Obviously this form of conflict resolution is continuing, in a modified form, into the digital age. However, considering the sheer number of people on the internet in Korea (some of whom spend perhaps too much time on the computer), the degree of broadband penetration, and the organization of portal sites, the third party in such conflicts has grown to an immense size. Still, it's interesting to consider that anthropological research done 30 or 40 years ago in small Korean villages is applicable to the actions of thousands, perhaps millions of people on the internet today. As Vincent Brandt, who developed this model of conflict resolution wrote, in a village "the sound and fury of conflict is there for all to see." Go to any portal site and the issue of the day will be easy to find; obviously, it would be more correct to say not that "the Internet must be the judge", but that "the public must be the judge." Therefore it's worth considering this statement from a Gregory Henderson essay I read recently:
In the non-socialist world, I have so far sensed nothing comparable to the South Korean shadowing of the private by the public sphere.

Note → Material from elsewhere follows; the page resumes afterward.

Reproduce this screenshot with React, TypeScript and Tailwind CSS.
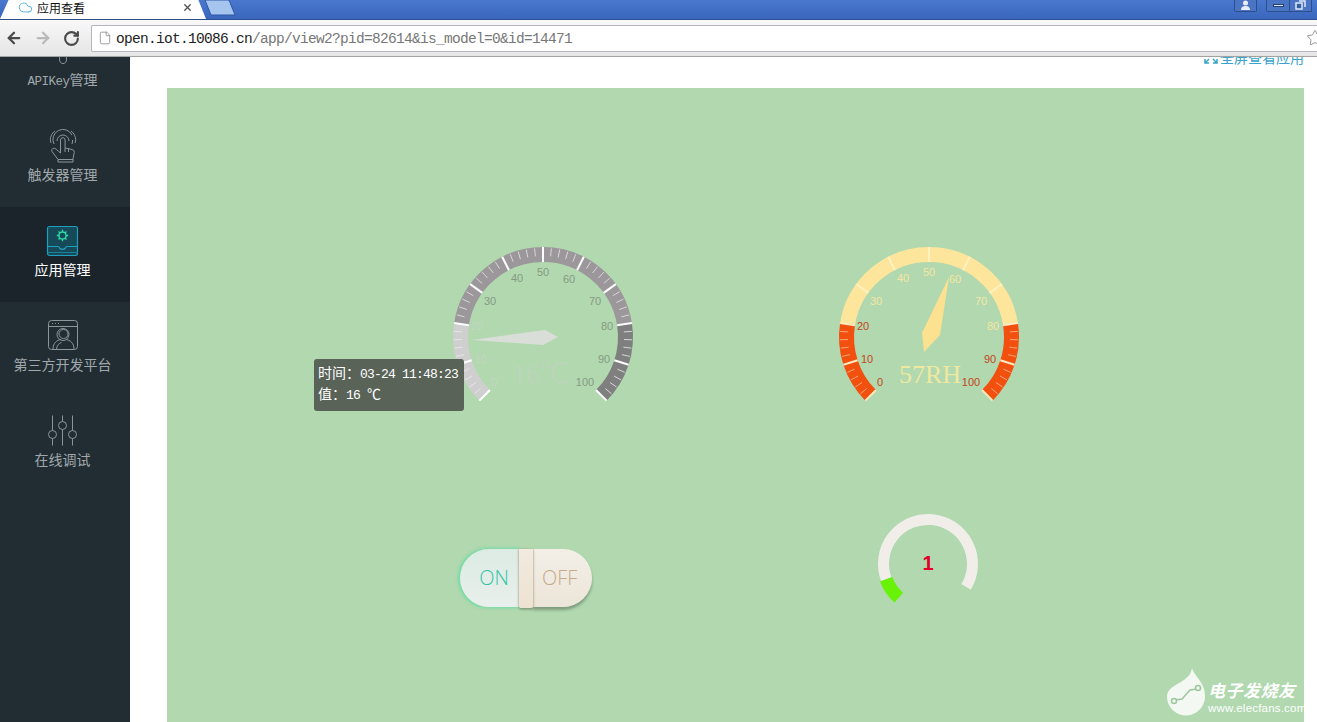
import { ArrowLeft, ArrowRight, Cloud, File, RotateCw, Star, X } from "lucide-react";

const polar = (r: number, value: number, c = 100) => {
  const a = ((225 - 2.7 * value) * Math.PI) / 180;
  return [c + r * Math.cos(a), c - r * Math.sin(a)];
};

const arc = (r: number, from: number, to: number) => {
  const [x1, y1] = polar(r, from);
  const [x2, y2] = polar(r, to);
  return `M${x1} ${y1}A${r} ${r} 0 ${(to - from) * 2.7 > 180 ? 1 : 0} 1 ${x2} ${y2}`;
};

const labelPos: [number, number, number][] = [
  [0, -49, 45],
  [10, -62, 22],
  [20, -66, -11],
  [30, -53, -36],
  [40, -26, -59],
  [50, 0, -65],
  [60, 26, -58],
  [70, 52, -36],
  [80, 64, -11],
  [90, 61, 22],
  [100, 42, 45],
];

type GaugeProps = {
  low: string;
  mid: string;
  high: string;
  majorColor: (v: number) => string;
  minorColor: (v: number) => string;
  labelColor: (v: number) => string;
  pointer: string;
  pointerColor: string;
  value: string;
  valueSize: number;
  valueColor: string;
  valueX: number;
};

const Gauge = (p: GaugeProps) => {
  const minors = Array.from({ length: 51 }, (_, i) => i * 2).filter((v) => v % 10 !== 0);
  const majors = labelPos.map((l) => l[0]);
  return (
    <svg width="200" height="200" viewBox="0 0 200 200" className="block">
      <path d={arc(82.5, 0, 20)} fill="none" stroke={p.low} strokeWidth="15" />
      <path d={arc(82.5, 20, 80)} fill="none" stroke={p.mid} strokeWidth="15" />
      <path d={arc(82.5, 80, 100)} fill="none" stroke={p.high} strokeWidth="15" />
      {minors.map((v) => {
        const [x1, y1] = polar(89, v);
        const [x2, y2] = polar(81, v);
        return <line key={v} x1={x1} y1={y1} x2={x2} y2={y2} stroke={p.minorColor(v)} strokeWidth="1" />;
      })}
      {majors.map((v) => {
        const [x1, y1] = polar(90, v);
        const [x2, y2] = polar(75, v);
        return <line key={v} x1={x1} y1={y1} x2={x2} y2={y2} stroke={p.majorColor(v)} strokeWidth="2" />;
      })}
      {labelPos.map(([v, dx, dy]) => (
        <text key={v} x={100 + dx} y={104 + dy} textAnchor="middle" fontSize="11" fill={p.labelColor(v)}>
          {v}
        </text>
      ))}
      <polygon points={p.pointer} fill={p.pointerColor} />
      <text
        x={p.valueX}
        y="146"
        textAnchor="middle"
        fontSize={p.valueSize}
        fill={p.valueColor}
        className="font-['Liberation_Serif','Noto_Sans_CJK_SC',serif]"
      >
        {p.value}
      </text>
    </svg>
  );
};

const iconStroke = "#8b959a";

const KeyIcon = () => (
  <svg width="34" height="34" viewBox="0 0 34 34" fill="none" stroke={iconStroke} strokeWidth="1">
    <ellipse cx="17" cy="25" rx="3.500" ry="4.500" />
    <path d="M17 4v16" />
  </svg>
);

const HandIcon = () => (
  <svg width="34" height="34" viewBox="0 0 34 34" fill="none" stroke={iconStroke} strokeWidth="1">
    <path d="M11 12a6 6 0 0 1 12 0M8 15a10 10 0 0 1 18 -9M26 15a10 10 0 0 0 .5 -4M5 14C3 9 6 4 9 2M29 14c2-5-1-10-4-12" />
    <path d="M14.500 11a2.300 2.300 0 0 1 4.600 0v8l7 1.500q2.400.6 2.200 3l-1.300 6v3.500H12v-2.500l-6-8q-1-2 .8-3t3.700 1l4 3.500z" />
    <path d="M19 19v4M22.500 20v3M12 30.500h15" />
  </svg>
);

const AppIcon = () => (
  <svg width="34" height="34" viewBox="0 0 34 34" fill="none">
    <rect x="1.500" y="2.500" width="30" height="29" rx="2" fill="#174a58" stroke="#1e9fbd" strokeWidth="1.200" />
    <path d="M2 22.500h10q1 0 1.500 1.500a4 4 0 0 0 6 0q.5-1.500 1.500-1.500h10" stroke="#1e9fbd" strokeWidth="1.200" />
    <path d="M2 28.500h30" stroke="#1e7f9a" strokeWidth="1" />
    <circle cx="16.500" cy="11.500" r="3.600" stroke="#2fdca6" strokeWidth="1.500" />
    <path
      d="M16.500 5.800v2M16.500 15.200v2M10.800 11.500h2M20.200 11.500h2M12.500 7.500l1.400 1.400M19.100 14.100l1.400 1.400M12.500 15.500l1.400-1.400M19.100 8.900l1.400-1.400"
      stroke="#2fdca6"
      strokeWidth="1.300"
    />
  </svg>
);

const WindowIcon = () => (
  <svg width="34" height="34" viewBox="0 0 34 34" fill="none" stroke={iconStroke} strokeWidth="1">
    <rect x="2.500" y="1.500" width="29" height="29" rx="3" />
    <path d="M2.500 7.500h29" />
    <path d="M6 4.500h1M9 4.500h1M12 4.500h1" />
    <circle cx="17.500" cy="15" r="4.500" />
    <circle cx="17" cy="15.500" r="6" />
    <path d="M7 30c0-6 4-9 8-9.500M28 30c0-6-4-9-8-9.500M10.500 30c.5-4 3-6 5-6.500" />
  </svg>
);

const SlidersIcon = () => (
  <svg width="34" height="34" viewBox="0 0 34 34" fill="none" stroke={iconStroke} strokeWidth="1">
    <path d="M6.500 1.500v15M6.500 24.500v7M16.500 1.500v6M16.500 15.500v16M26.500 1.500v15M26.500 24.500v7" />
    <circle cx="6.500" cy="20.500" r="4" />
    <circle cx="16.500" cy="11.500" r="4" />
    <circle cx="26.500" cy="20.500" r="4" />
  </svg>
);

const menu = [
  { id: "key", label: <><span className="text-[12.500px] tracking-[-0.5px]">APIKey</span>管理</>, icon: <KeyIcon /> },
  { id: "trigger", label: "触发器管理", icon: <HandIcon /> },
  { id: "app", label: "应用管理", icon: <AppIcon />, active: true },
  { id: "third", label: "第三方开发平台", icon: <WindowIcon /> },
  { id: "debug", label: "在线调试", icon: <SlidersIcon /> },
];

const App = () => {
  return (
    <div className="relative h-[722px] w-[1317px] overflow-hidden bg-white font-['Liberation_Mono','Noto_Sans_CJK_SC',monospace]">
      {/* title bar */}
      <div className="flex h-5 items-end justify-between border-b border-[#2c4f8c] bg-gradient-to-b from-[#4a78cf] to-[#3a66bd]">
        <div className="flex h-5 items-stretch">
          <svg width="9" height="20" viewBox="0 0 9 20" className="block">
            <polygon points="0,20 9,0 9,20" fill="#ffffff" />
          </svg>
          <div className="flex w-[189px] items-center bg-white pb-[3px] pl-[9px] text-[12px] text-[#111] font-['Noto_Sans_CJK_SC',sans-serif]">
            <Cloud size={15} strokeWidth={1.5} className="text-[#55b0de]" />
            <span className="ml-1">应用查看</span>
            <X size={11} strokeWidth={3} className="ml-[97px] text-[#555]" />
          </div>
          <svg width="8" height="20" viewBox="0 0 8 20" className="block">
            <polygon points="0,0 8,20 0,20" fill="#ffffff" />
          </svg>
          <svg width="32" height="18" viewBox="0 0 32 18" className="-ml-[2px] block">
            <polygon points="1,1 25,1 31,16 7,16" fill="#a5c5ee" stroke="#2d56a6" />
          </svg>
        </div>
        <div className="flex h-5 items-start pr-[5px]">
          <div className="mr-[9px] flex h-[13px] w-[23px] items-center justify-center rounded-b-[2px] border border-t-0 border-[#2c4f8c] bg-[#4a74c4]">
            <svg width="11" height="10" viewBox="0 0 11 10">
              <circle cx="5.500" cy="3" r="2.500" fill="#e8eefa" />
              <path d="M1 10q0-4 4.500-4t4.500 4z" fill="#e8eefa" />
            </svg>
          </div>
          <div className="flex h-[13px] w-[24px] items-center justify-center rounded-bl-[2px] border border-t-0 border-[#2c4f8c] bg-[#4a74c4]">
            <div className="h-[3px] w-[11px] border border-[#243f73] bg-[#dfe8f8]" />
          </div>
          <div className="flex h-[13px] w-[22px] items-center justify-center border border-l-0 border-t-0 border-[#2c4f8c] bg-[#4a74c4]">
            <svg width="11" height="10" viewBox="0 0 11 10" fill="none" stroke="#dfe8f8" strokeWidth="1.500">
              <rect x="1" y="3" width="6" height="6" fill="#36609f" />
              <path d="M4 1h6v6" />
            </svg>
          </div>
        </div>
      </div>

      {/* toolbar */}
      <div className="flex h-[37px] items-center border-b border-[#a3a3a3] bg-gradient-to-b from-[#f8f8f8] to-[#e6e6e6] pl-[5px]">
        <ArrowLeft size={18} strokeWidth={3} className="text-[#4a4a4a]" />
        <ArrowRight size={18} strokeWidth={3} className="ml-[11px] text-[#b9b9b9]" />
        <RotateCw size={17} strokeWidth={3} className="ml-[11px] text-[#4a4a4a]" />
        <div className="ml-[11px] flex h-[27px] flex-1 items-center rounded-l-[2px] border border-[#b9b3bd] border-r-0 bg-white pl-[6px]">
          <File size={14} strokeWidth={1.2} className="text-[#777]" />
          <span className="ml-[4px] pt-[3px] text-[14.500px] tracking-[-0.7px] text-[#222]">open.iot.10086.cn</span>
          <span className="pt-[3px] text-[14.500px] tracking-[-0.7px] text-[#777]">/app/view2?pid=82614&amp;is_model=0&amp;id=14471</span>
          <Star size={18} strokeWidth={1.2} className="ml-auto -mr-[7px] shrink-0 text-[#8a8a8a]" />
        </div>
      </div>

      <div className="flex h-[665px]">
        {/* sidebar */}
        <aside className="w-[130px] shrink-0 overflow-hidden bg-[#222d33]">
          <div className="-mt-[40px]">
            {menu.map((item) => (
              <div
                key={item.id}
                className={`flex h-[95px] flex-col items-center pr-[5px] pt-[17px] ${item.active ? "bg-[#1a242a]" : ""}`}
              >
                {item.icon}
                <div className={`mt-[3px] text-[14px] leading-5 ${item.active ? "text-white" : "text-[#a0a8ac]"}`}>
                  {item.label}
                </div>
              </div>
            ))}
          </div>
        </aside>

        {/* main */}
        <main className="flex min-w-0 flex-1 flex-col overflow-hidden bg-white">
          <div className="h-[31px] shrink-0 overflow-hidden pr-[13px]">
            <div className="-mt-[8px] flex items-center justify-end text-[14px] leading-4 text-[#3aa3cc] font-['Noto_Sans_CJK_SC',sans-serif]">
              <svg width="14" height="14" viewBox="0 0 14 14" fill="none" stroke="#3aa3cc" strokeWidth="1.500" className="mr-[2px]">
                <path d="M1 9v4h4M13 9v4H9M1 13l4-4M13 13l-4-4" />
              </svg>
              全屏查看应用
            </div>
          </div>

          <div className="ml-[37px] mr-[13px] flex-1 bg-[#b1d8af] pl-[276px] pt-[149px]">
            <div className="grid grid-cols-[386px_386px] gap-y-[67px] font-['Liberation_Sans',sans-serif]">
              <div className="relative h-[200px]">
                <Gauge
                  low="#cfcfcf"
                  mid="#9b979a"
                  high="#7f7f7f"
                  majorColor={() => "#ffffff"}
                  minorColor={(v) => (v < 20 ? "#e6e6e6" : "#d8d8d8")}
                  labelColor={(v) => (v <= 20 ? "#c4d6c0" : "#879a85")}
                  pointer="29,103 102,93 115,100 100,108"
                  pointerColor="#d9dfd8"
                  value="16℃"
                  valueSize={28}
                  valueColor="#bcd5ba"
                  valueX={97}
                />
                <div className="absolute left-[-129px] top-[122px] h-[52px] w-[150px] rounded-[3px] bg-[#5a6358] px-1 pt-[5px] text-white font-['Liberation_Mono','Noto_Sans_CJK_SC',monospace]">
                  <div className="h-[21px] whitespace-nowrap text-[14px] leading-5">
                    时间：<span className="text-[13px] tracking-[-0.8px]">03-24 11:48:23</span>
                  </div>
                  <div className="h-[21px] whitespace-nowrap text-[14px] leading-5">
                    值：<span className="text-[13px] tracking-[-0.8px]">16 </span>℃
                  </div>
                </div>
              </div>

              <div className="h-[200px]">
                <Gauge
                  low="#f2500f"
                  mid="#fde69c"
                  high="#f2500f"
                  majorColor={(v) => (v <= 20 || v >= 80 ? "#ffe9c0" : "#fff0c0")}
                  minorColor={(v) => (v < 20 || v > 80 ? "#f9a878" : "#fde69c")}
                  labelColor={(v) => (v <= 20 || v >= 90 ? "#c5451c" : "#f5e7a3")}
                  pointer="120,40 111,98 95,115 93,96"
                  pointerColor="#fce290"
                  value="57RH"
                  valueSize={26}
                  valueColor="#efe89f"
                  valueX={101}
                />
              </div>

              <div className="ml-[17px] pt-[45px]">
                <div className="flex h-[58px] w-[132px] font-['Open_Sans',sans-serif]">
                  <div className="flex w-[59px] items-center justify-end rounded-l-full bg-gradient-to-b from-[#dcebe4] to-[#e9efec] text-[20px] font-light text-[#35c4a4] shadow-[-1px_0_3px_1px_rgba(95,220,165,0.8)]">
                    <span className="mr-[10px]">ON</span>
                  </div>
                  <div className="relative z-10 h-[59px] w-[14px] rounded-b-[2px] bg-gradient-to-b from-[#f1eadf] to-[#eee2d2] shadow-[0_2px_2px_rgba(85,105,85,0.4),-1px_0_2px_rgba(150,125,95,0.3),1px_0_2px_rgba(150,125,95,0.3)]" />
                  <div className="flex flex-1 items-center rounded-r-full bg-gradient-to-b from-[#f3efe7] to-[#ece5d9] pl-[9px] text-[20px] font-light text-[#c7a98c] shadow-[0_3px_3px_rgba(85,105,85,0.55)]">
                    OFF
                  </div>
                </div>
              </div>

              <div className="ml-[39px]">
                <svg width="120" height="120" viewBox="0 0 120 120" className="block">
                  <path d="M18.200 75.200A44.500 44.500 0 1 1 98.100 82.900" fill="none" stroke="#f1eeea" strokeWidth="11" />
                  <path d="M18.200 75.200A44.500 44.500 0 0 0 30.800 93.600" fill="none" stroke="#67f207" strokeWidth="13" />
                  <text x="60" y="66" textAnchor="middle" fontSize="20" fontWeight="700" fill="#e2002b">
                    1
                  </text>
                </svg>
              </div>
            </div>
          </div>
        </main>
      </div>

      {/* watermark */}
      <div className="absolute bottom-[6px] right-[6px] flex items-end text-white font-['Noto_Sans_CJK_SC',sans-serif]">
        <svg width="40" height="48" viewBox="0 0 40 48" className="block">
          <path d="M26 0c2 8 13 14 13 28a19 19 0 0 1-38 1C1 15 24 16 26 0z" fill="#f4f8f2" />
          <path d="M9 32l7-1 8-9 7-1" fill="none" stroke="#9cc79c" strokeWidth="1.500" />
          <circle cx="8" cy="33" r="2.500" fill="#f4f8f2" stroke="#9cc79c" strokeWidth="1.500" />
          <circle cx="32" cy="20" r="2.500" fill="#f4f8f2" stroke="#9cc79c" strokeWidth="1.500" />
        </svg>
        <div className="ml-[2px] w-[103px]">
          <div className="text-[17px] font-bold italic leading-5 tracking-[0.5px]">电子发烧友</div>
          <div className="text-[11.500px] leading-4 tracking-[0.2px] font-['Liberation_Sans',sans-serif]">www.elecfans.com</div>
        </div>
      </div>
    </div>
  );
};

export default App;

Though he was referring to the role of the (authoritarian) government in 1985, the concept of the "shadowing of the private by the public" most certainly applies to South Korean cyberspace 20 years later. The degree to which the relationship between public and private in Korea has been replicated online in Korean cyberspace - the web of online forums, chatrooms, "mini-hompis", digital cameras and cellphones - is well worth studying further.

There does seem to be a growing awareness that these witchhunts are getting out of hand; I saw the titles of several Korean articles referring to this as the hunt for dog-dung girl raged. The Chosun Ilbo recently had an editorial about 'Online Terror':
Finding that there is no redress for online slander and abuse is no longer a rare experience. Anyone can be put on trial by Internet at any time and see their reputation sentenced to death... Most cyber terror victims have no alternative but to put up with the abuse. In extreme cases, victims lose their jobs and social life and attempt suicide. Cyber violence has long crossed the danger level, to the point where some are calling for the use of only real names online, a measure that could threaten many of the Internet’s benefits.
These cyber witchhunts tend to take on a logic of their own; it may well be that unless action like that suggested in the editorial is taken (wherein there would be consequences for such behavior) things will continue as they have. Of course, the Korean government has shown itself quite willing to interfere in cyberspace in the past (it regularly blocks sites it considers harmful to youth), so the measures suggested in the editorial aren't as far-fetched as they would be considered to be in other countries. I have my doubts that the sheer mass of netizens, who have been learning this behavior for some time, will change anytime soon without there being reason to.

This may be confirmed by Isabella Bishop's discription, in her 1898 book "Korea and Her Neighbors" of "Gusts of popular feeling that pass for public opinion". Over 100 years later, I doubt anyone could come up with a better, or more poetic, description of Korean internet culture.